The headquarters of the U.S. Small Business Administration in Washington, D.C. The agency recently announced revised eligibility rules that will require SBA-backed loan applicants to be fully owned by U.S. citizens or U.S. nationals residing in the United States or its territories, effective March 1, 2026. – Photo credit: GAO photo (U.S. Government Accountability Office)
WASHINGTON, D.C. — The Small Business Administration has imposed new restrictions on its capital programs that will require all businesses seeking SBA-backed loans to be owned entirely by U.S. citizens or U.S. nationals with a principal residence in the United States or its territories, according to updated agency guidance.
The revised rules take effect March 1, 2026, and rescind a limited ownership exception introduced by the agency in late 2025.
December policy allowed limited foreign ownership
On December 19, 2025, the SBA issued a procedural notice updating its lending standards under Standard Operating Procedure (SOP) 50 10 8. That guidance permitted businesses applying for SBA financing to have up to 5 percent aggregate ownership held by foreign nationals, as well as U.S. citizens or U.S. nationals whose principal residence was outside the United States.
The exception applied to the SBA’s primary loan guarantee programs, including the 7(a) working capital program and the 504 real estate and equipment financing program.
New guidance rescinds exception and tightens eligibility
In guidance issued in early February, the SBA formally rescinded the December notice and eliminated the 5 percent ownership exception. Under the revised rules, 100 percent of a borrower’s direct and indirect owners must be U.S. citizens or U.S. nationals who maintain a principal residence in the United States, its territories, or possessions.
The updated policy further specifies that lawful permanent residents, commonly referred to as green card holders, are not eligible to own any percentage interest in a business seeking SBA-backed financing. Businesses with even indirect ownership by an ineligible individual do not qualify.
The SBA generally does not issue loans directly, except in disaster assistance programs, but guarantees loans made by private lenders. Those guarantees often allow borrowers to obtain lower interest rates and longer repayment terms than conventional commercial loans.
SBA cites domestic ownership focus
In an emailed statement reported by the Associated Press, an SBA spokesperson said the revised rules are intended to ensure that taxpayer-backed loan guarantees are directed to businesses fully owned by U.S. citizens or nationals residing domestically.
The agency has not announced any transitional provisions beyond the March 1 effective date.
Congressional Democrats criticize policy shift
Democratic members of the House and Senate Small Business Committees criticized the change, saying it departs from prior SBA practice and will restrict access to capital for businesses with legal permanent resident owners.

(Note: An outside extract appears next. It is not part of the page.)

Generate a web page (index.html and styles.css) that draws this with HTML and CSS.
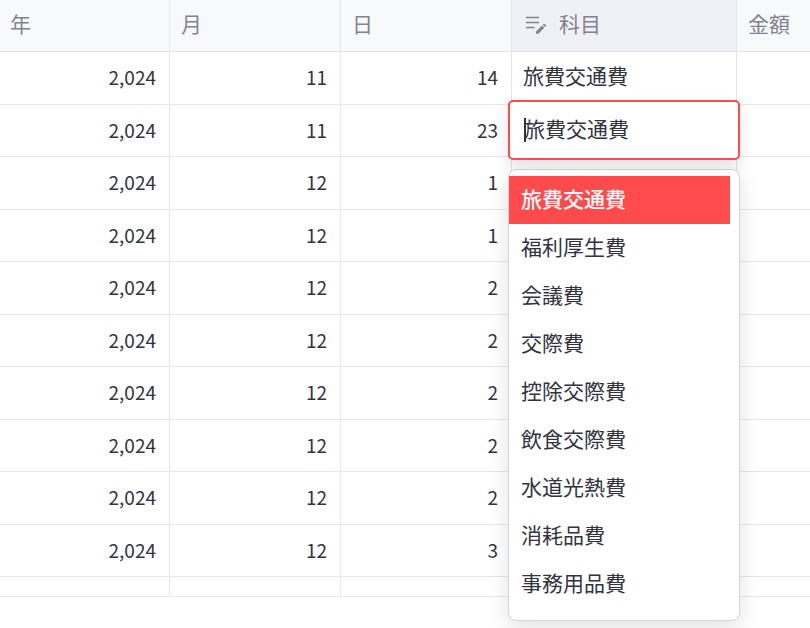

In a joint statement, ranking members of the committees said the policy reverses the December 2025 guidance and excludes green card holders from participating in SBA lending programs, which they described as inconsistent with the agency’s mission to expand small-business access to credit.
Part of broader changes to SBA lending standards
The revised citizenship and residency requirements follow a series of SBA updates over the past year that have narrowed eligibility and revised documentation standards across multiple loan programs.